Bernie Sanders’s big victory in Nevada was powered by the Latino vote. The socialist claimed 53 percent of it.
Sanders didn’t do nearly as well with African-Americans and whites. If Hispanics had voted like these other two groups, Sanders would not be riding so high. His victory would have resembled the more modest wins in Iowa and New Hampshire.
Mark Krikorian sums up what the Nevada results and other evidence tell us about Latino Democrats. They are “lopsidedly on the left, disproportionately likely to be hostile to capitalism and favor big government, gun control, environmental regulation.”
As for immigration, it’s worth noting that Bernie Sanders has been one of the less radical Democrats when it comes to the illegal kind. Krikorian reminds us that a 2015 interview with Ezra Klein, Sanders said: “Open borders? No, that’s a Koch brothers proposal.” Sanders added:
It would make everybody in America poorer — you’re doing away with the concept of a nation state, and I don’t think there’s any country in the world that believes in that. If you believe in a nation state or in a country called the United States or U.K. or Denmark or any other country, you have an obligation in my view to do everything we can to help poor people. . . .
You know what youth unemployment is in the United States of America today? If you’re a white high school graduate, it’s 33 percent, Hispanic 36 percent, African American 51 percent. [Note: This was pre-Trump] You think we should open the borders and bring in a lot of low-wage workers, or do you think maybe we should try to get jobs for those kids?
I think from a moral responsibility we’ve got to work with the rest of the industrialized world to address the problems of international poverty, but you don’t do that by making people in this country even poorer.
These days, Sanders takes the stock Democratic position on immigration. However, it’s clear that Sanders didn’t blow away his Nevada rivals for the Latino vote because of his position on immigration. He blew them away because of his socialist positions.

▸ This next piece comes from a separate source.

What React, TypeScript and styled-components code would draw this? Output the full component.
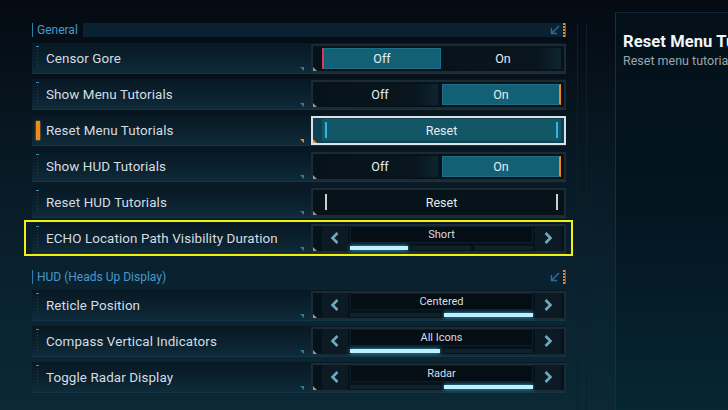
import React from 'react';
import styled, { createGlobalStyle, css } from 'styled-components';

const Global = createGlobalStyle`
  html, body {
    margin: 0;
    padding: 0;
    background: #040a12;
  }
  body {
    font-family: Roboto, "Liberation Sans", sans-serif;
    overflow: hidden;
  }
`;

const Page = styled.div`
  width: 728px;
  height: 410px;
  display: flex;
  padding-top: 12px;
  box-sizing: border-box;
  background: linear-gradient(180deg, #040a12 0%, #071620 30%, #0a2230 70%, #0b2834 100%);
  overflow: hidden;
`;

const Main = styled.div`
  width: 534px;
  margin-left: 32px;
  padding-top: 11px;
  display: flex;
  flex-direction: column;
`;

const Rails = styled.div`
  width: 10px;
  margin-left: 11px;
  margin-top: 12px;
  border-left: 1px solid #0e1f2a;
  border-right: 1px solid #0e1f2a;
  box-sizing: border-box;
`;

const Detail = styled.div`
  flex: 1;
  min-width: 0;
  margin-left: 28px;
  padding: 19px 0 0 7px;
  background: linear-gradient(180deg, #03101a 0%, #041520 50%, #062633 100%);
  border-left: 1px solid #12303d;
  border-top: 1px solid #0f2633;
  white-space: nowrap;
  overflow: hidden;
`;

const DetailTitle = styled.div`
  font-size: 16.5px;
  font-weight: 700;
  color: #f2f5f7;
  letter-spacing: 0.1px;
`;

const DetailText = styled.div`
  margin-top: 2px;
  font-size: 12.5px;
  color: #9aa6ad;
`;

const SectionHead = styled.div<{ $top?: number }>`
  display: flex;
  align-items: stretch;
  height: 14px;
  margin-top: ${(p) => p.$top ?? 0}px;
`;

const SectionTitle = styled.div`
  border-left: 1px solid #2a7fb0;
  padding-left: 4px;
  font-size: 12px;
  line-height: 14px;
  color: #4a98c8;
`;

const SectionBar = styled.div`
  flex: 1;
  margin-left: 5px;
  background: #0a2131;
  display: flex;
  justify-content: flex-end;
  align-items: center;
  gap: 3px;
`;

const DashMark = styled.div`
  width: 2px;
  height: 14px;
  background: repeating-linear-gradient(180deg, #e88a2a 0 2px, transparent 2px 3px);
  border-right: 1px solid #2a6f96;
`;

const Rows = styled.div`
  display: flex;
  flex-direction: column;
  gap: 5px;
  margin-top: 6px;
`;

const Row = styled.div<{ $highlight?: boolean }>`
  position: relative;
  height: 31px;
  display: flex;
  align-items: center;
  background: linear-gradient(180deg, #081823 0%, #0b2230 60%, #0f2b3a 100%);
  border-bottom: 1px solid #143545;
  box-sizing: border-box;
  ${(p) =>
    p.$highlight &&
    css`
      &::after {
        content: '';
        position: absolute;
        inset: -3px -7px -3px -8px;
        border: 2px solid #f2f010;
        pointer-events: none;
      }
    `}
`;

const Marker = styled.div<{ $focus?: boolean }>`
  width: 4px;
  align-self: stretch;
  margin: 3px 0 3px 4px;
  position: relative;
  ${(p) =>
    p.$focus
      ? css`
          &::before {
            content: '';
            position: absolute;
            left: 0;
            top: 3px;
            width: 4px;
            height: 19px;
            background: #f08a18;
            box-shadow: 0 0 2px #f0a040;
          }
        `
      : css`
          &::before {
            content: '';
            position: absolute;
            left: 0;
            top: 0;
            width: 3px;
            height: 1px;
            background: #3a90b0;
          }
          &::after {
            content: '';
            position: absolute;
            left: 1px;
            top: 3px;
            bottom: 0;
            width: 1px;
            background: repeating-linear-gradient(180deg, #1f4656 0 1px, transparent 1px 3px);
          }
        `}
`;

const Label = styled.div`
  flex: 1;
  padding-left: 6px;
  font-size: 13.4px;
  color: #d6dde1;
  letter-spacing: 0.1px;
`;

const CornerTick = styled.div<{ $focus?: boolean }>`
  width: 0;
  height: 0;
  align-self: flex-end;
  margin: 0 7px 2px 0;
  border-left: 4px solid transparent;
  border-top: 4px solid ${(p) => (p.$focus ? '#e08a20' : '#2c7ea0')};
`;

const Control = styled.div<{ $focus?: boolean }>`
  position: relative;
  width: 255px;
  height: 29px;
  box-sizing: border-box;
  border: 2px solid ${(p) => (p.$focus ? '#d9e2e6' : '#1b2b35')};
  background: ${(p) => (p.$focus ? '#0e4250' : '#07131b')};
  display: flex;
  align-items: center;
  padding: 0 3px 0 9px;
  &::before {
    content: '';
    position: absolute;
    left: 0;
    bottom: 0;
    width: 0;
    height: 0;
    border-left: 4px solid ${(p) => (p.$focus ? '#e08a20' : '#8a98a0')};
    border-top: 4px solid transparent;
  }
`;

const ToggleWrap = styled.div`
  flex: 1;
  height: 21px;
  display: flex;
  gap: 4px;
`;

const Segment = styled.div<{ $on?: boolean; $edge?: 'left' | 'right' }>`
  flex: 1;
  display: flex;
  align-items: center;
  justify-content: center;
  font-size: 12.5px;
  color: #e6ecef;
  background: ${(p) => (p.$on ? '#136075' : 'linear-gradient(90deg, #07131b 0%, #09161e 80%, #0d2530 100%)')};
  box-sizing: border-box;
  ${(p) => p.$on && css`border: 1px solid #1a7088;`}
  ${(p) => p.$on && p.$edge === 'left' && css`border-left: 2px solid #d83a5c;`}
  ${(p) => p.$on && p.$edge === 'right' && css`border-right: 2px solid #ee8a24;`}
`;

const ResetBtn = styled.div<{ $focus?: boolean }>`
  flex: 1;
  height: 22px;
  display: flex;
  align-items: center;
  justify-content: space-between;
  padding: 0 3px;
  box-sizing: border-box;
  background: ${(p) => (p.$focus ? '#135767' : '#07131b')};
  font-size: 12.5px;
  color: #e6ecef;
`;

const Bar = styled.div<{ $focus?: boolean }>`
  width: 2px;
  height: 16px;
  background: ${(p) => (p.$focus ? '#29b8e8' : '#c8d0d4')};
`;

const ArrowBox = styled.div`
  width: 26px;
  height: 25px;
  display: flex;
  align-items: center;
  justify-content: center;
  background: #0b1a23;
`;

const Center = styled.div`
  flex: 1;
  height: 25px;
  margin: 0 2px;
  display: flex;
  flex-direction: column;
`;

const Value = styled.div`
  height: 17px;
  display: flex;
  align-items: center;
  justify-content: center;
  background: #050e15;
  border: 1px solid #0d1e28;
  box-sizing: border-box;
  font-size: 11px;
  color: #d6dde1;
`;

const Steps = styled.div`
  margin-top: 3px;
  height: 4px;
  display: flex;
  gap: 4px;
`;

const Step = styled.div<{ $on?: boolean }>`
  flex: 1;
  background: ${(p) => (p.$on ? '#bdf1ff' : '#0e222d')};
  ${(p) => p.$on && css`box-shadow: 0 0 4px #3cc0e8;`}
`;

const Chevron = ({ dir }: { dir: 'left' | 'right' }) => (
  <svg width="10" height="12" viewBox="0 0 10 12">
    <path
      d={dir === 'left' ? 'M7.5 1 L2.5 6 L7.5 11' : 'M2.5 1 L7.5 6 L2.5 11'}
      fill="none"
      stroke="#6fa8c0"
      strokeWidth="2.6"
    />
  </svg>
);

const CornerIcon = () => (
  <svg width="10" height="10" viewBox="0 0 10 10">
    <path d="M9 1 L2 8 M1.5 3 V8.5 H7" fill="none" stroke="#2a6f96" strokeWidth="1.4" />
  </svg>
);

type Setting =
  | { label: string; kind: 'toggle'; on: boolean }
  | { label: string; kind: 'reset' }
  | { label: string; kind: 'select'; value: string; steps: number; index: number };

const general: Setting[] = [
  { label: 'Censor Gore', kind: 'toggle', on: false },
  { label: 'Show Menu Tutorials', kind: 'toggle', on: true },
  { label: 'Reset Menu Tutorials', kind: 'reset' },
  { label: 'Show HUD Tutorials', kind: 'toggle', on: true },
  { label: 'Reset HUD Tutorials', kind: 'reset' },
  { label: 'ECHO Location Path Visibility Duration', kind: 'select', value: 'Short', steps: 3, index: 0 },
];

const hud: Setting[] = [
  { label: 'Reticle Position', kind: 'select', value: 'Centered', steps: 2, index: 1 },
  { label: 'Compass Vertical Indicators', kind: 'select', value: 'All Icons', steps: 2, index: 0 },
  { label: 'Toggle Radar Display', kind: 'select', value: 'Radar', steps: 2, index: 1 },
];

function SettingControl({ s, focus }: { s: Setting; focus: boolean }) {
  if (s.kind === 'toggle') {
    return (
      <Control>
        <ToggleWrap>
          <Segment $on={!s.on} $edge="left">Off</Segment>
          <Segment $on={s.on} $edge="right">On</Segment>
        </ToggleWrap>
      </Control>
    );
  }
  if (s.kind === 'reset') {
    return (
      <Control $focus={focus}>
        <ResetBtn $focus={focus}>
          <Bar $focus={focus} />
          Reset
          <Bar $focus={focus} />
        </ResetBtn>
      </Control>
    );
  }
  return (
    <Control>
      <ArrowBox><Chevron dir="left" /></ArrowBox>
      <Center>
        <Value>{s.value}</Value>
        <Steps>
          {Array.from({ length: s.steps }).map((_, i) => (
            <Step key={i} $on={i === s.index} />
          ))}
        </Steps>
      </Center>
      <ArrowBox><Chevron dir="right" /></ArrowBox>
    </Control>
  );
}

function SettingRow({ s, focus, highlight }: { s: Setting; focus?: boolean; highlight?: boolean }) {
  return (
    <Row $highlight={highlight}>
      <Marker $focus={focus} />
      <Label>{s.label}</Label>
      <CornerTick $focus={focus} />
      <SettingControl s={s} focus={!!focus} />
    </Row>
  );
}

function Section({ title, items, top, focusIdx, highlightIdx }: {
  title: string;
  items: Setting[];
  top?: number;
  focusIdx?: number;
  highlightIdx?: number;
}) {
  return (
    <>
      <SectionHead $top={top}>
        <SectionTitle>{title}</SectionTitle>
        <SectionBar>
          <CornerIcon />
          <DashMark />
        </SectionBar>
      </SectionHead>
      <Rows>
        {items.map((s, i) => (
          <SettingRow key={s.label} s={s} focus={i === focusIdx} highlight={i === highlightIdx} />
        ))}
      </Rows>
    </>
  );
}

export default function App() {
  return (
    <>
      <Global />
      <Page>
        <Main>
          <Section title="General" items={general} focusIdx={2} highlightIdx={5} />
          <Section title="HUD (Heads Up Display)" items={hud} top={16} />
        </Main>
        <Rails />
        <Detail>
          <DetailTitle>Reset Menu Tutorials</DetailTitle>
          <DetailText>Reset menu tutorials</DetailText>
        </Detail>
      </Page>
    </>
  );
}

To be sure, not all Latinos in Nevada and elsewhere are Democrats. However, most do identify as Dems. Thus, the extreme leftism of this growing bloc of voters is alarming.
Republicans who view Latinos as conservative at root and capable of being won over if only the GOP would moderate its positions on immigration should think again. The Sanders experience suggests that a big portion of the Latino population is socialist at root and perhaps less concerned about immigration policy than many suppose.